* START *

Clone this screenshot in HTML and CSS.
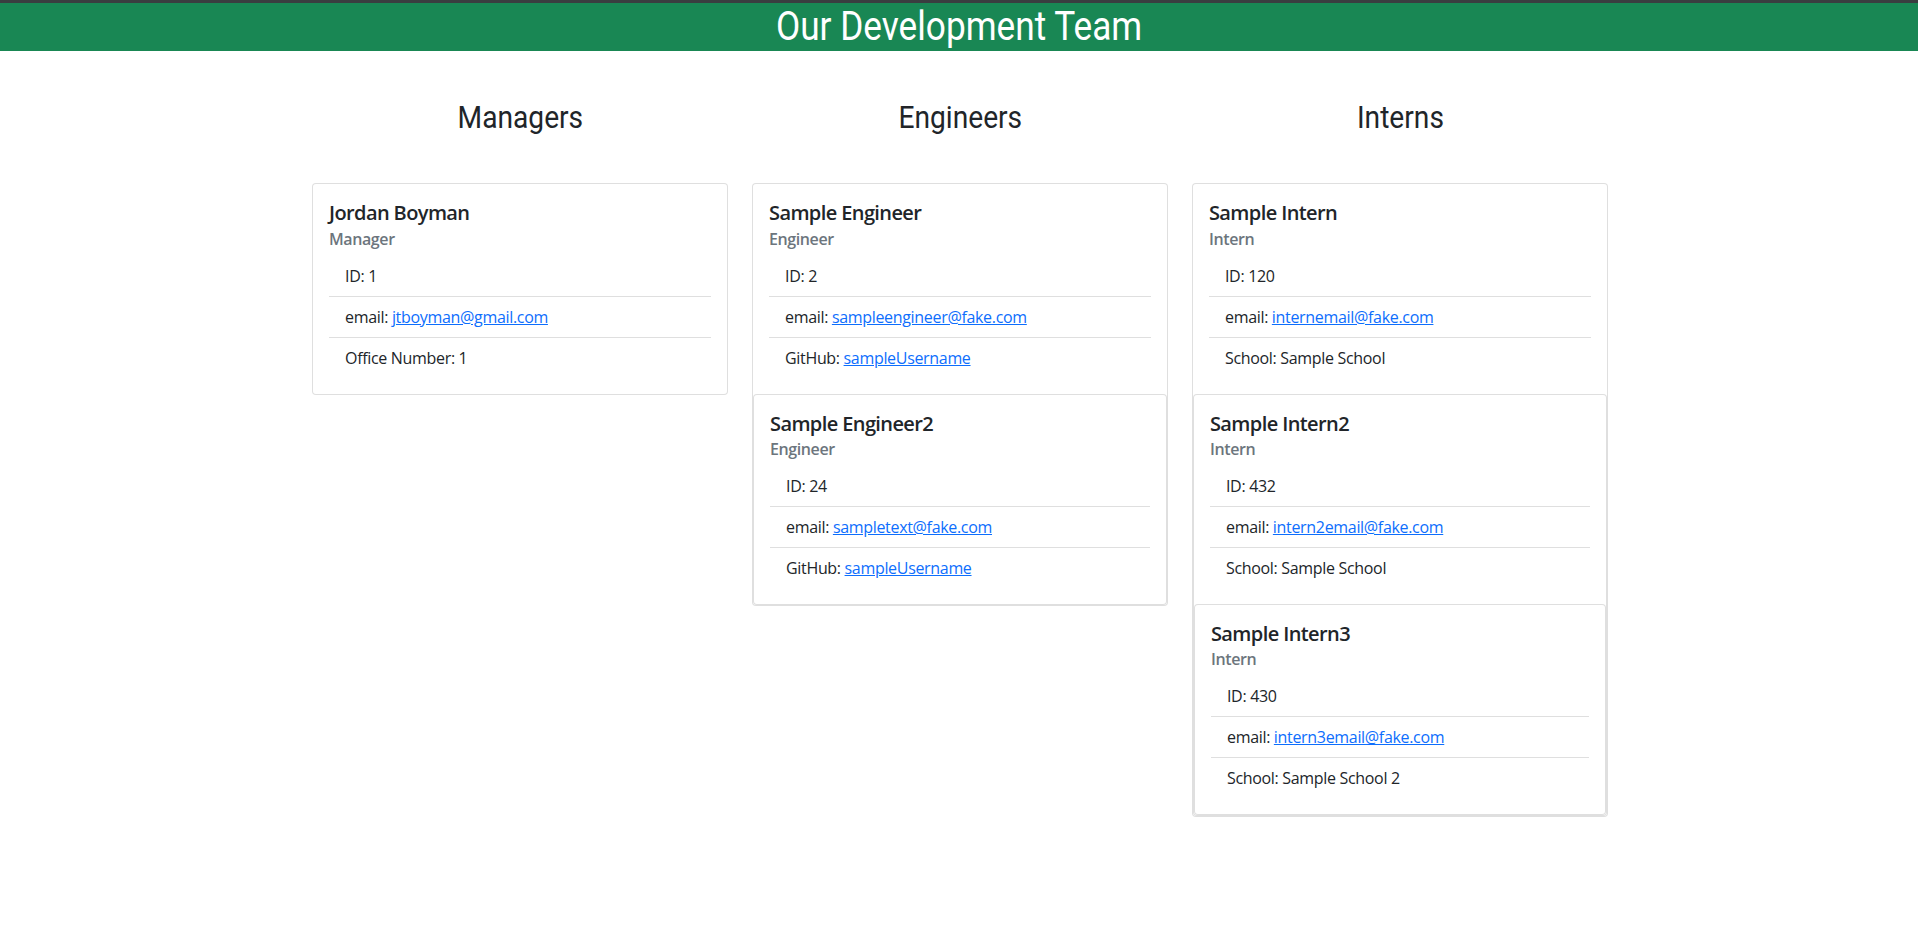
FILE: index.html
```html
<!DOCTYPE html>
<html lang="en">
<head>
<meta charset="utf-8">
<title>Our Development Team</title>
<link rel="stylesheet" href="styles.css">
</head>
<body>
<header class="site-header">
  <h1 class="site-title"><span class="condensed">Our Development Team</span></h1>
</header>
<main class="container">
  <div class="row">
    <section class="col">
      <h2 class="col-title"><span class="condensed">Managers</span></h2>
      <div class="card">
        <div class="card-body">
          <h5 class="card-title">Jordan Boyman</h5>
          <h6 class="card-subtitle">Manager</h6>
          <ul class="list-group">
            <li class="list-item">ID: 1</li>
            <li class="list-item">email: <a href="#">jtboyman@gmail.com</a></li>
            <li class="list-item">Office Number: 1</li>
          </ul>
        </div>
      </div>
    </section>
    <section class="col">
      <h2 class="col-title"><span class="condensed">Engineers</span></h2>
      <div class="card">
        <div class="card-body">
          <h5 class="card-title">Sample Engineer</h5>
          <h6 class="card-subtitle">Engineer</h6>
          <ul class="list-group">
            <li class="list-item">ID: 2</li>
            <li class="list-item">email: <a href="#">sampleengineer@fake.com</a></li>
            <li class="list-item">GitHub: <a href="#">sampleUsername</a></li>
          </ul>
        </div>
        <div class="card">
          <div class="card-body">
            <h5 class="card-title">Sample Engineer2</h5>
            <h6 class="card-subtitle">Engineer</h6>
            <ul class="list-group">
              <li class="list-item">ID: 24</li>
              <li class="list-item">email: <a href="#">sampletext@fake.com</a></li>
              <li class="list-item">GitHub: <a href="#">sampleUsername</a></li>
            </ul>
          </div>
        </div>
      </div>
    </section>
    <section class="col">
      <h2 class="col-title"><span class="condensed">Interns</span></h2>
      <div class="card">
        <div class="card-body">
          <h5 class="card-title">Sample Intern</h5>
          <h6 class="card-subtitle">Intern</h6>
          <ul class="list-group">
            <li class="list-item">ID: 120</li>
            <li class="list-item">email: <a href="#">internemail@fake.com</a></li>
            <li class="list-item">School: Sample School</li>
          </ul>
        </div>
        <div class="card">
          <div class="card-body">
            <h5 class="card-title">Sample Intern2</h5>
            <h6 class="card-subtitle">Intern</h6>
            <ul class="list-group">
              <li class="list-item">ID: 432</li>
              <li class="list-item">email: <a href="#">intern2email@fake.com</a></li>
              <li class="list-item">School: Sample School</li>
            </ul>
          </div>
          <div class="card">
            <div class="card-body">
              <h5 class="card-title">Sample Intern3</h5>
              <h6 class="card-subtitle">Intern</h6>
              <ul class="list-group">
                <li class="list-item">ID: 430</li>
                <li class="list-item">email: <a href="#">intern3email@fake.com</a></li>
                <li class="list-item">School: Sample School 2</li>
              </ul>
            </div>
          </div>
        </div>
      </div>
    </section>
  </div>
</main>
</body>
</html>
```

FILE: styles.css
```css
* {
  box-sizing: border-box;
}

body {
  margin: 0;
  font-family: "Open Sans", "Noto Sans", "Liberation Sans", sans-serif;
  font-size: 16px;
  line-height: 1.5;
  letter-spacing: -0.32px;
  color: #212529;
  background: #fff;
}

.site-header {
  border-top: 3px solid #3a3d40;
  background: #198754;
  text-align: center;
}

.site-title {
  margin: 0;
  font-family: Roboto, "Liberation Sans", sans-serif;
  font-weight: 400;
  font-size: 40px;
  line-height: 48px;
  letter-spacing: 0;
  color: #fff;
}

.condensed {
  display: inline-block;
  transform: scaleX(0.88);
}

.container {
  max-width: 1320px;
  margin: 0 auto;
  padding: 0 11px 0 13px;
}

.row {
  display: flex;
  margin: 0 -12px;
}

.col {
  flex: 0 0 33.3333%;
  padding: 0 12px;
}

.col-title {
  margin: 47px 0;
  text-align: center;
  font-family: Roboto, "Liberation Sans", sans-serif;
  font-weight: 400;
  font-size: 32px;
  line-height: 1.2;
  letter-spacing: 0;
  color: #212529;
}

.card {
  display: flex;
  flex-direction: column;
  background: #fff;
  border: 1px solid rgba(0, 0, 0, 0.125);
  border-radius: 4px;
}

.card-body {
  padding: 16px;
}

.card-title {
  margin: 0 0 8px;
  padding-top: 1px;
  height: 24px;
  font-size: 20px;
  font-weight: 600;
  line-height: 1.2;
  letter-spacing: -0.6px;
}

.card-subtitle {
  margin: -4px 0 8px;
  padding-top: 1.5px;
  height: 19.2px;
  font-size: 16px;
  font-weight: 600;
  line-height: 1.2;
  letter-spacing: -0.4px;
  color: #6c757d;
}

.list-group {
  list-style: none;
  margin: 0;
  padding: 0;
}

.list-item {
  padding: 8px 16px;
  border-bottom: 1px solid rgba(0, 0, 0, 0.125);
}

.list-item:last-child {
  border-bottom: 0;
}

.list-item a {
  color: #0d6efd;
  text-decoration: underline;
}
```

* END *

● **Exercise goal**: All of the data above should be quoted exactly, except for the pictures.

● **Correct result**:
Clone this screenshot in HTML and CSS.
FILE: index.html
```html
<!DOCTYPE html>
<html lang="en">
<head>
<meta charset="utf-8">
<title>Our Development Team</title>
<link rel="stylesheet" href="styles.css">
</head>
<body>
<header class="site-header">
  <h1 class="site-title"><span class="condensed">Our Development Team</span></h1>
</header>
<main class="container">
  <div class="row">
    <section class="col">
      <h2 class="col-title"><span class="condensed">Managers</span></h2>
      <div class="card">
        <div class="card-body">
          <h5 class="card-title">Jordan Boyman</h5>
          <h6 class="card-subtitle">Manager</h6>
          <ul class="list-group">
            <li class="list-item">ID: 1</li>
            <li class="list-item">email: <a href="#">jtboyman@gmail.com</a></li>
            <li class="list-item">Office Number: 1</li>
          </ul>
        </div>
      </div>
    </section>
    <section class="col">
      <h2 class="col-title"><span class="condensed">Engineers</span></h2>
      <div class="card">
        <div class="card-body">
          <h5 class="card-title">Sample Engineer</h5>
          <h6 class="card-subtitle">Engineer</h6>
          <ul class="list-group">
            <li class="list-item">ID: 2</li>
            <li class="list-item">email: <a href="#">sampleengineer@fake.com</a></li>
            <li class="list-item">GitHub: <a href="#">sampleUsername</a></li>
          </ul>
        </div>
        <div class="card">
          <div class="card-body">
            <h5 class="card-title">Sample Engineer2</h5>
            <h6 class="card-subtitle">Engineer</h6>
            <ul class="list-group">
              <li class="list-item">ID: 24</li>
              <li class="list-item">email: <a href="#">sampletext@fake.com</a></li>
              <li class="list-item">GitHub: <a href="#">sampleUsername</a></li>
            </ul>
          </div>
        </div>
      </div>
    </section>
    <section class="col">
      <h2 class="col-title"><span class="condensed">Interns</span></h2>
      <div class="card">
        <div class="card-body">
          <h5 class="card-title">Sample Intern</h5>
          <h6 class="card-subtitle">Intern</h6>
          <ul class="list-group">
            <li class="list-item">ID: 120</li>
            <li class="list-item">email: <a href="#">internemail@fake.com</a></li>
            <li class="list-item">School: Sample School</li>
          </ul>
        </div>
        <div class="card">
          <div class="card-body">
            <h5 class="card-title">Sample Intern2</h5>
            <h6 class="card-subtitle">Intern</h6>
            <ul class="list-group">
              <li class="list-item">ID: 432</li>
              <li class="list-item">email: <a href="#">intern2email@fake.com</a></li>
              <li class="list-item">School: Sample School</li>
            </ul>
          </div>
          <div class="card">
            <div class="card-body">
              <h5 class="card-title">Sample Intern3</h5>
              <h6 class="card-subtitle">Intern</h6>
              <ul class="list-group">
                <li class="list-item">ID: 430</li>
                <li class="list-item">email: <a href="#">intern3email@fake.com</a></li>
                <li class="list-item">School: Sample School 2</li>
              </ul>
            </div>
          </div>
        </div>
      </div>
    </section>
  </div>
</main>
</body>
</html>
```

FILE: styles.css
```css
* {
  box-sizing: border-box;
}

body {
  margin: 0;
  font-family: "Open Sans", "Noto Sans", "Liberation Sans", sans-serif;
  font-size: 16px;
  line-height: 1.5;
  letter-spacing: -0.32px;
  color: #212529;
  background: #fff;
}

.site-header {
  border-top: 3px solid #3a3d40;
  background: #198754;
  text-align: center;
}

.site-title {
  margin: 0;
  font-family: Roboto, "Liberation Sans", sans-serif;
  font-weight: 400;
  font-size: 40px;
  line-height: 48px;
  letter-spacing: 0;
  color: #fff;
}

.condensed {
  display: inline-block;
  transform: scaleX(0.88);
}

.container {
  max-width: 1320px;
  margin: 0 auto;
  padding: 0 11px 0 13px;
}

.row {
  display: flex;
  margin: 0 -12px;
}

.col {
  flex: 0 0 33.3333%;
  padding: 0 12px;
}

.col-title {
  margin: 47px 0;
  text-align: center;
  font-family: Roboto, "Liberation Sans", sans-serif;
  font-weight: 400;
  font-size: 32px;
  line-height: 1.2;
  letter-spacing: 0;
  color: #212529;
}

.card {
  display: flex;
  flex-direction: column;
  background: #fff;
  border: 1px solid rgba(0, 0, 0, 0.125);
  border-radius: 4px;
}

.card-body {
  padding: 16px;
}

.card-title {
  margin: 0 0 8px;
  padding-top: 1px;
  height: 24px;
  font-size: 20px;
  font-weight: 600;
  line-height: 1.2;
  letter-spacing: -0.6px;
}

.card-subtitle {
  margin: -4px 0 8px;
  padding-top: 1.5px;
  height: 19.2px;
  font-size: 16px;
  font-weight: 600;
  line-height: 1.2;
  letter-spacing: -0.4px;
  color: #6c757d;
}

.list-group {
  list-style: none;
  margin: 0;
  padding: 0;
}

.list-item {
  padding: 8px 16px;
  border-bottom: 1px solid rgba(0, 0, 0, 0.125);
}

.list-item:last-child {
  border-bottom: 0;
}

.list-item a {
  color: #0d6efd;
  text-decoration: underline;
}
```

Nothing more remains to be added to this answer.